The Epistemic Pollution of Racism

I have recently finished Jeffrey Toobin’s The Run of His Life: The People v. O. J. Simpson, on which a similarly named television show is based. The book is a detailed blow-by-blow retelling of the famous court case that exercised America. One theme from the book stuck out to me: how all participants in the case—prosecutors, defendants, jurors, police officers, observers—had to battle with a constant sense of epistemic pollution by racism, and to some degree, celebrity culture.

Simpson’s case is famous for splitting opinion along racial lines: while white Americans overwhelmingly thought Simpson guilty, black Americans overwhelmingly thought him innocent; and he was, of course, famously acquitted by a jury which was mostly black and female. (Opinion has shifted somewhat against Simpson in later decades, though a significant difference along racial lines can still be observed.) Faced with a range of difficult-to-deny evidence against Simpson, the defence—the famous “dream team”—decided to focus the case on race: it tried to depict Simpson as an upstanding, successful black man who had been framed by racist, white LAPD officers.

There was little plausibility to the central claim—that police officer Mark Fuhrman had planted a crucial piece of evidence, the famous bloody glove—so most of the defence’s case had to rely on insinuation. But here’s the crux: if you were a black juror, it was understandable that you took Simpson’s side. The LAPD, as Toobin shows, had exceptional problems with racism even when compared with other police departments at the time (and Fuhrman perjured himself when he claimed not to have used racial epithets). It would be impossible for the black jury to forget the racism they were exposed to daily.

The epistemic task of the jury was to determine whether Simpson’s guilt could be established beyond reasonable doubt. But the systematic racism that pervaded all questions of crime and punishment in 1990s Los Angeles made it significantly harder to say whether a black man was guilty beyond reasonable doubt. The possibility of him being framed was just too real: it was not something you could reasonably exclude, at least from the outset. (It’s a different question how convincing the defence’s specific case was. But if you had heard in passing that a black defendant had been framed by a white police officer, it would not have been something you could dismiss easily.)

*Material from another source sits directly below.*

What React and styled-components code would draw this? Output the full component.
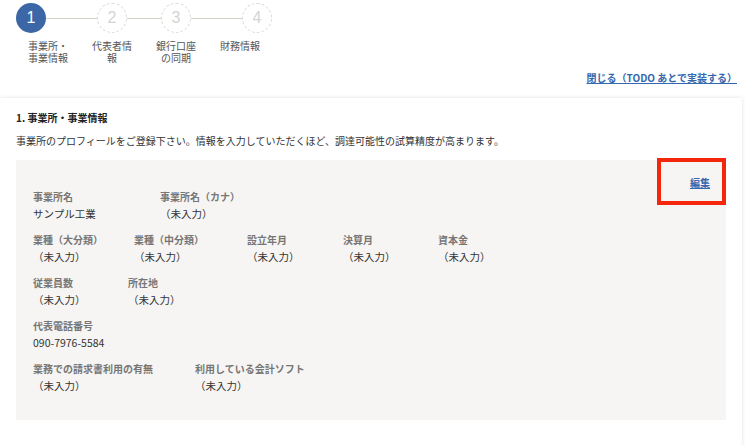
import React from 'react';
import styled, { createGlobalStyle } from 'styled-components';

const GlobalStyle = createGlobalStyle`
  body {
    margin: 0;
    background: #fff;
    font-family: "Noto Sans CJK JP", "Noto Sans", sans-serif;
    color: #333;
  }
`;

const Page = styled.div`
  width: 745px;
  height: 445px;
  overflow: hidden;
`;

const Stepper = styled.ol`
  display: flex;
  list-style: none;
  margin: 0;
  padding: 3px 0 0 16px;
`;

const Step = styled.li`
  width: 64px;
  display: flex;
  flex-direction: column;
  align-items: center;
`;

const StepHead = styled.div`
  width: 100%;
  display: flex;
  align-items: center;
`;

const Line = styled.span`
  flex: 1;
  height: 1px;
  background: ${(props) => (props.hidden ? 'transparent' : '#d6d1c6')};
`;

const Circle = styled.span`
  width: 30px;
  height: 30px;
  box-sizing: border-box;
  border-radius: 50%;
  display: flex;
  align-items: center;
  justify-content: center;
  font-family: "Liberation Sans", Arial, sans-serif;
  font-size: 16px;
  background: ${(props) => (props.active ? '#3c67a7' : '#fff')};
  color: ${(props) => (props.active ? '#fff' : '#d4d4d4')};
  border: ${(props) => (props.active ? 'none' : '1px dashed #d9d9d9')};
`;

const StepLabel = styled.span`
  margin-top: 7px;
  width: 44px;
  text-align: center;
  font-size: 10px;
  line-height: 12px;
  color: #555;
`;

const CloseRow = styled.div`
  display: flex;
  justify-content: flex-end;
  padding: 7px 8px 0 0;
`;

const TextLink = styled.a`
  font-size: 10px;
  line-height: 14px;
  font-weight: 600;
  color: #3467ad;
  text-decoration: underline;
  cursor: pointer;
`;

const Card = styled.section`
  margin: 13px 3px 0 0;
  background: #fff;
  box-shadow: 0 0 4px rgba(0, 0, 0, 0.12);
  padding: 13px 16px 40px;
`;

const Heading = styled.h2`
  margin: 0;
  font-size: 10px;
  line-height: 14px;
  font-weight: 700;
  color: #222;
`;

const Lead = styled.p`
  margin: 9px 0 0;
  font-size: 10px;
  line-height: 14px;
  color: #333;
`;

const InfoBox = styled.div`
  position: relative;
  margin-top: 12px;
  background: #f6f5f3;
  padding: 16px 16px 27px 17px;
`;

const EditBar = styled.div`
  display: flex;
  justify-content: flex-end;
`;

const Highlight = styled.span`
  position: absolute;
  top: -2px;
  right: 0;
  width: 69px;
  height: 47px;
  box-sizing: border-box;
  border: 4px solid #f4270c;
  pointer-events: none;
`;

const FieldRow = styled.div`
  display: flex;
  margin-top: ${(props) => props.gap}px;
`;

const Field = styled.div`
  width: ${(props) => (props.width ? `${props.width}px` : 'auto')};
  flex-shrink: 0;
`;

const FieldLabel = styled.div`
  font-size: 10px;
  line-height: 14px;
  font-weight: 600;
  color: #767676;
`;

const FieldValue = styled.div`
  margin-top: 3px;
  font-size: 10.5px;
  line-height: 14px;
  color: #333;
`;

const steps = [
  { no: 1, label: '事業所・事業情報', active: true },
  { no: 2, label: '代表者情報' },
  { no: 3, label: '銀行口座の同期' },
  { no: 4, label: '財務情報' },
];

const EMPTY = '（未入力）';

const rows = [
  [
    { label: '事業所名', value: 'サンプル工業', width: 127 },
    { label: '事業所名（カナ）', value: EMPTY },
  ],
  [
    { label: '業種（大分類）', value: EMPTY, width: 101 },
    { label: '業種（中分類）', value: EMPTY, width: 113 },
    { label: '設立年月', value: EMPTY, width: 96 },
    { label: '決算月', value: EMPTY, width: 95 },
    { label: '資本金', value: EMPTY },
  ],
  [
    { label: '従業員数', value: EMPTY, width: 95 },
    { label: '所在地', value: EMPTY },
  ],
  [{ label: '代表電話番号', value: '090-7976-5584' }],
  [
    { label: '業務での請求書利用の有無', value: EMPTY, width: 162 },
    { label: '利用している会計ソフト', value: EMPTY },
  ],
];

function App() {
  return (
    <Page>
      <GlobalStyle />
      <Stepper>
        {steps.map((step, index) => (
          <Step key={step.no}>
            <StepHead>
              <Line hidden={index === 0} />
              <Circle active={step.active}>{step.no}</Circle>
              <Line hidden={index === steps.length - 1} />
            </StepHead>
            <StepLabel>{step.label}</StepLabel>
          </Step>
        ))}
      </Stepper>

      <CloseRow>
        <TextLink>閉じる（TODO あとで実装する）</TextLink>
      </CloseRow>

      <Card>
        <Heading>1. 事業所・事業情報</Heading>
        <Lead>
          事業所のプロフィールをご登録下さい。情報を入力していただくほど、調達可能性の試算精度が高まります。
        </Lead>
        <InfoBox>
          <Highlight />
          <EditBar>
            <TextLink>編集</TextLink>
          </EditBar>
          {rows.map((row, index) => (
            <FieldRow key={index} gap={index === 0 ? 0 : 12}>
              {row.map((field) => (
                <Field key={field.label} width={field.width}>
                  <FieldLabel>{field.label}</FieldLabel>
                  <FieldValue>{field.value}</FieldValue>
                </Field>
              ))}
            </FieldRow>
          ))}
        </InfoBox>
      </Card>
    </Page>
  );
}

export default App;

The more general phenomenon is this: racism expresses itself as an obvious, direct injustice to its victims; but beyond that, it has the indirect effect of diminishing our ability to perceive certain social truths clearly. It reduces our ability to trust strangers, as there is always a nagging doubt that race played a distorting role: whether in the testimony of police officers, or our own judgments of the character of a famous athlete, or in the deliberations of a jury. Racism can even have the effect of making certain experiences unshareable—e.g., of being subtly and constantly discriminated against—experiences which form the necessary background to forming the correct political and social opinions.

These effects are what we might call the epistemic pollution of racism. (I’m not intending this as a great discovery—I’m confident this phenomenon must have already been described somewhere, but I’m not well-read enough in the relevant literature.) Miranda Fricker has introduced the category of epistemic injustice to the literature—cases where someone’s testimony or experiences are discounted because of racial (or some other kind of) prejudice. These I take to be precisely that—injustices which particular individuals commit on other particular individuals. But the epistemic haze distorting our perception of cases like Simpson’s need not itself be unjust—even those innocent of any of the relevant failings will suffer from it.  Rather, it looks like the by-product of living in an unjust society, a structural feature none of us individually could hope to overcome.

The point here is not that we could never be able to perceive certain cases clearly—as Toobin argues, convincingly in my view, the jurors should have found Simpson guilty, even on a standard of reasonable doubt. However, objective judgment on many social issues involving race (as well as class and gender) becomes significantly harder. This, in the end, affects our ability to objectively mete out the appropriate punishment in cases like Simpson’s.

(A second insight in Toobin’s book regards the distorting effect of celebrity. Many people involved in the trial were star-struck by Simpson, or got caught up in the general media frenzy surrounding the case. This also made it significantly harder for everyone involved to form a clear view of the case. In particular, many witnesses with relevant knowledge sold their statements to the media, which diminished their value to the prosecution, as their motives could now be attacked.)

There is also, ultimately, the sense that we cannot trust our own perceptions in a society suffering from structural racism. After all, racial and other biases work subtly and imperceptibly in our own psychology; so you might suffer from various prejudices even if you are quite confident that you don’t. Again, this loss of self-trust is a negligible, secondary bad when compared to the many primary evils of racism. Still, it should be put up on the list with other bads of racism.